Rossen Plevneliev, President of Bulgaria, addresses the 69th United Nations General Assembly at the U.N. headquarters in New York September 25, 2014.

Bulgaria's military plans to stop using three dozen of its Russian-made fighter jets and bombers to reassert its independence from Moscow, the defense minister said, following the Bulgarian president's denouncement of Russia as a "nationalist, aggressive state."

The plan to get rid of all Russian-made aircraft is part of Bulgaria's military development program through 2020 to further integrate the former Soviet bloc nation into the Western NATO defense alliance, of which it is a member, Bulgaria's Trud newspaper reported Monday.

The military will present to parliament within six months a list of new airplanes to replace the 15 Russian-made MiG-29 and six MiG-21 fighters and 14 SU-25 bombers that remain in Bulgaria's air force, the report said.

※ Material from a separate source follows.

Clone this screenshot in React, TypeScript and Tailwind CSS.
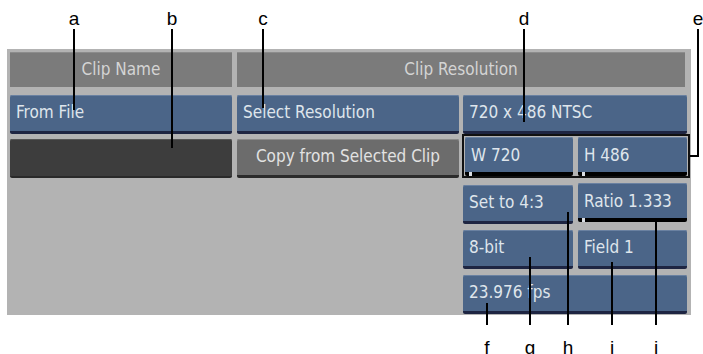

The plan, which Defense Minister Velizar Shalamanov described as a bid to strengthen Bulgaria's independence from Russia, is expected to go ahead despite protests by pilots and maintenance workers who expect the replacement of aircraft to cost 300 jobs, Trud reported.

Russia's annexation of Crimea and its meddling in eastern Ukraine has prompted a series of moves from eastern European nations to boost their ties with NATO and strengthen defense against their former Moscow masters.

Poland's legendary Solidarity Movement leader, Nobel Peace Prize laureate and former President Lech Walesa urged NATO to station nuclear missiles in Poland to deter a potential Russian threat in an interview with Italy's La Stampa published Monday.

"Putin is irresponsible and wants to sow havoc in Poland, as he did in Ukraine," Walesa was quoted as saying. "So we want NATO to give us the best missiles at its disposal, install them here and point them in the right direction."

In Bulgaria, President Rosen Plevneliev said in an interview with Germany's Frankfurter Allgemeine published over the weekend that "Russia must learn to have partners, not vassals and subjects."

"We all want as a partner a country that has produced Tchaikovsky, Tolstoy and Dostoevsky," Plevneliev was quoted as saying. "But facts show that today we have to deal with another Russia — with a nationalist, aggressive state under a president who does not regard Europe as a partner, but as an opponent."

A recent survey by Russia's independent Levada Center pollster has indicated that years of President Vladimir Putin's rule have caused Russians to abandon their wish for a European future for their country.

Despite harsh anti-Western rhetoric by Russia's state-run television channels, the number of Russians who wanted their country at some point to join the European Union had remained in a comfortable majority during the initial decade of Putin's government, but went into a nosedive a few years ago and hit an all-time low of 16 percent last month, according to Levada Center polls.

Bulgaria's president told Frankfurter Allgemeine that "all Europeans have won with the fall of the Berlin Wall, gaining freedom, democracy, perspective."

"However, Vladimir Putin sees the fall of the Wall and the collapse of the Soviet Union as a catastrophe, which leads to his interpretation of history that opposes Europe and its values as a matter of principle," Plevneliev was quoted as saying.